START

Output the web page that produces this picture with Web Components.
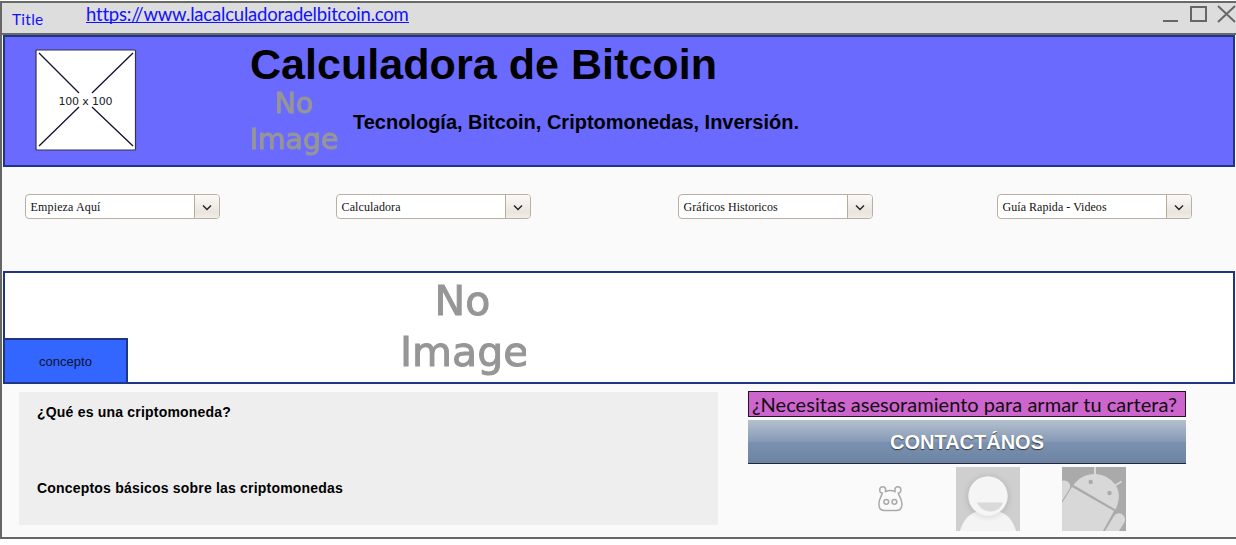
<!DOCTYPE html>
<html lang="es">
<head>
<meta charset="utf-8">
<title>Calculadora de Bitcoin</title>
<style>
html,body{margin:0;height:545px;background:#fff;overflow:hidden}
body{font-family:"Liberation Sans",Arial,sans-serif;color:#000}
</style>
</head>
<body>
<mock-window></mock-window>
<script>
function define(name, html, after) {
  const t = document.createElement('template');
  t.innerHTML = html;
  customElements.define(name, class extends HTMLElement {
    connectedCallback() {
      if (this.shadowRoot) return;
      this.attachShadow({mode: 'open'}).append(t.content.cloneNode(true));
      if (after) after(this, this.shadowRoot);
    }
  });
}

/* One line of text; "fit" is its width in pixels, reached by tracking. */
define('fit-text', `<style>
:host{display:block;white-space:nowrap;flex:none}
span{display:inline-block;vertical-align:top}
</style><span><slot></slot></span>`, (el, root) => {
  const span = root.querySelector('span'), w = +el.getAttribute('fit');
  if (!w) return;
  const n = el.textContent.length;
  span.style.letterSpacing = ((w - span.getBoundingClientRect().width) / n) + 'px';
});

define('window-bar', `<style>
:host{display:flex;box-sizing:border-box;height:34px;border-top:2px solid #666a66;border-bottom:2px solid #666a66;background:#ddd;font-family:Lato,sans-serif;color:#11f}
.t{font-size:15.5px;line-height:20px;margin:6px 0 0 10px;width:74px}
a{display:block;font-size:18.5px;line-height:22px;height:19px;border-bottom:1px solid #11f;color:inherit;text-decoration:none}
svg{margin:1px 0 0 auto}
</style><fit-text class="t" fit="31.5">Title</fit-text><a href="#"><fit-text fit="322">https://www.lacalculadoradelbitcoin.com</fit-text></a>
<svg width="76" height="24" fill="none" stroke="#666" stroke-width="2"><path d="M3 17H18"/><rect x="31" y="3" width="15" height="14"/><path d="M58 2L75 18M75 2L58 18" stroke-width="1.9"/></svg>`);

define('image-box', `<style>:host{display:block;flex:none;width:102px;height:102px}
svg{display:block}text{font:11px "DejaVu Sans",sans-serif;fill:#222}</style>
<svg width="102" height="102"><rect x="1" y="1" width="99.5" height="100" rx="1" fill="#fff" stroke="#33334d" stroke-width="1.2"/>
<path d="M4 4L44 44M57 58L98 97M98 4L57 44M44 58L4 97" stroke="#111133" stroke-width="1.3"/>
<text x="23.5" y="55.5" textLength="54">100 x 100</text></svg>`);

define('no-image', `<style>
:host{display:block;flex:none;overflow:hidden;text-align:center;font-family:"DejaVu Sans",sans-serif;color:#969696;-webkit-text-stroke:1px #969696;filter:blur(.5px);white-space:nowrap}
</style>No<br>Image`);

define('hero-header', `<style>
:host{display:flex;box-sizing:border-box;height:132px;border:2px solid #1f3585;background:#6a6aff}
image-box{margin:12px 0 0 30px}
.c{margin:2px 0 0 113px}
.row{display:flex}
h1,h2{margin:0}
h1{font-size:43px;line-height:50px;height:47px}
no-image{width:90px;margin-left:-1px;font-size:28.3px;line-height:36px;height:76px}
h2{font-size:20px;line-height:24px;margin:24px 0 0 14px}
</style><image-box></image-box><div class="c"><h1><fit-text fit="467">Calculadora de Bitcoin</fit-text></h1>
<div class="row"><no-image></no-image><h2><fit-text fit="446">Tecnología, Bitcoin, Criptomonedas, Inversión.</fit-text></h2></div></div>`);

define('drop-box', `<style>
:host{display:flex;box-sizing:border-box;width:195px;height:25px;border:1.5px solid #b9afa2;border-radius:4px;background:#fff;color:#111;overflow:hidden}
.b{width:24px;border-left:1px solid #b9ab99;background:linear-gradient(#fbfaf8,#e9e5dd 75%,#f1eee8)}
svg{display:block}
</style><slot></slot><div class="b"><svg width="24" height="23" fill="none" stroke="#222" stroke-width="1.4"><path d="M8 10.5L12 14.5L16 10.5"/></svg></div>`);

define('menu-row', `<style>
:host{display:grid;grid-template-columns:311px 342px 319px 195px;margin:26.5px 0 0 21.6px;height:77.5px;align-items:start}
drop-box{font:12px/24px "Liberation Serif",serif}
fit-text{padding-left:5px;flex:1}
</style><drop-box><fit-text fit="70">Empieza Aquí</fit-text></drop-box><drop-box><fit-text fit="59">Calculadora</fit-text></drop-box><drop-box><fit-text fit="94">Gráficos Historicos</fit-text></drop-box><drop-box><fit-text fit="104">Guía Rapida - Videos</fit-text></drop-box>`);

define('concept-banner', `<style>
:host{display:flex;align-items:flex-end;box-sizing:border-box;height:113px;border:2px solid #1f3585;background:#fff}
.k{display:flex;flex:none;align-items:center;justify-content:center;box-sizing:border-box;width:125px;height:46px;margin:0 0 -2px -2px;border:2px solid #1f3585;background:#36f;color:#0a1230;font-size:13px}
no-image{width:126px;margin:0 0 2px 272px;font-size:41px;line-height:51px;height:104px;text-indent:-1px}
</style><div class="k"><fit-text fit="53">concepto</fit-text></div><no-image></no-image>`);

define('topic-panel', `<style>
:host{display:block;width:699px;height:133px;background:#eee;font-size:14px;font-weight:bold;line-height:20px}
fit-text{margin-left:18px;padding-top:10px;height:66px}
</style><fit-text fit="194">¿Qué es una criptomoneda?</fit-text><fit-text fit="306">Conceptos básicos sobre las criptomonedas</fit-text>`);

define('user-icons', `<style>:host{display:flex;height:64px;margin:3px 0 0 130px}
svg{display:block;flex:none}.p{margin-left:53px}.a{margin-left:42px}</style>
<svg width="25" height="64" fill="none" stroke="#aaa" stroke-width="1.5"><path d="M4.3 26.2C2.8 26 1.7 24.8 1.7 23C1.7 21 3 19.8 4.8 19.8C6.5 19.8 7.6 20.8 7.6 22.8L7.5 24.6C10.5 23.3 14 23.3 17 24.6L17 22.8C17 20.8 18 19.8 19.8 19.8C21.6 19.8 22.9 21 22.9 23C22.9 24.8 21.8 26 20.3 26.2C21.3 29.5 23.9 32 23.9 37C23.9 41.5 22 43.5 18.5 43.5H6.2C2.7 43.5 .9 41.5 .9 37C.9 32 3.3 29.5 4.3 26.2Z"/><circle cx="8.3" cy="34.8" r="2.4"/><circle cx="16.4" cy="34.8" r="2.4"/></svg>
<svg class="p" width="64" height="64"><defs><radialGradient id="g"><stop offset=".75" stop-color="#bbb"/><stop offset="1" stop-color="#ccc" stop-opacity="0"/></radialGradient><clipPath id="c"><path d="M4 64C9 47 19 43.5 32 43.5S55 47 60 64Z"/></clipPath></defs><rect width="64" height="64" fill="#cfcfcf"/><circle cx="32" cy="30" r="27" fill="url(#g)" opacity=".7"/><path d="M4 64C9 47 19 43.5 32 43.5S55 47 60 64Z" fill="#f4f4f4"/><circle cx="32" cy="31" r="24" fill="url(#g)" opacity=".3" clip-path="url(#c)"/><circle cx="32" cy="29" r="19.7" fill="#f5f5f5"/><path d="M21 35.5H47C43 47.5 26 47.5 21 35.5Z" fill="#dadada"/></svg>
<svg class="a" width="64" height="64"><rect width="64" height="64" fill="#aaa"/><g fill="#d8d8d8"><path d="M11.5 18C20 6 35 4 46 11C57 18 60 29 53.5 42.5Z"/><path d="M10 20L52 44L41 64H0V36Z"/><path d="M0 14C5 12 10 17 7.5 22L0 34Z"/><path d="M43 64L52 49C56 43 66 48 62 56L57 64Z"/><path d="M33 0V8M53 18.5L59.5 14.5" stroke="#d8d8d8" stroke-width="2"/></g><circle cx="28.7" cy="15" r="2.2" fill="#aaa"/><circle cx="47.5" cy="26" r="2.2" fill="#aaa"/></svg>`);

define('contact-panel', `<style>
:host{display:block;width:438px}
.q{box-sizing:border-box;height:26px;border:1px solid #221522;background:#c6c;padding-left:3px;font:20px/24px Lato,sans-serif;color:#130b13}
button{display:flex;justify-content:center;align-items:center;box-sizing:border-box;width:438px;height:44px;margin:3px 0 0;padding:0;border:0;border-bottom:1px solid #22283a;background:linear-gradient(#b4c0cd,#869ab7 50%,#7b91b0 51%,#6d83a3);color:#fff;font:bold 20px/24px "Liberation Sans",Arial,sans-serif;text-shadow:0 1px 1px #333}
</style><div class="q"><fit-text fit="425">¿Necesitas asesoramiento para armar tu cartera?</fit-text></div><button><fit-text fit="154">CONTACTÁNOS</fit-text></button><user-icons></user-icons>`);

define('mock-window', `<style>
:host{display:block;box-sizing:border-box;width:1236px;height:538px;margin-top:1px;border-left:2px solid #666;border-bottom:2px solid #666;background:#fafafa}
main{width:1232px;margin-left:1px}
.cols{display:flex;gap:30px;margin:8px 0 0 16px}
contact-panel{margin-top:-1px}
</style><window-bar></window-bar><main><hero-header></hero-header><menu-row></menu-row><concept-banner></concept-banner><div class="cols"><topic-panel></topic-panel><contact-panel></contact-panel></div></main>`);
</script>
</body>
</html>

END

:: Task instructions ::
Give solely the number of lines in the data that contain the string "this".

:: Reply ::
4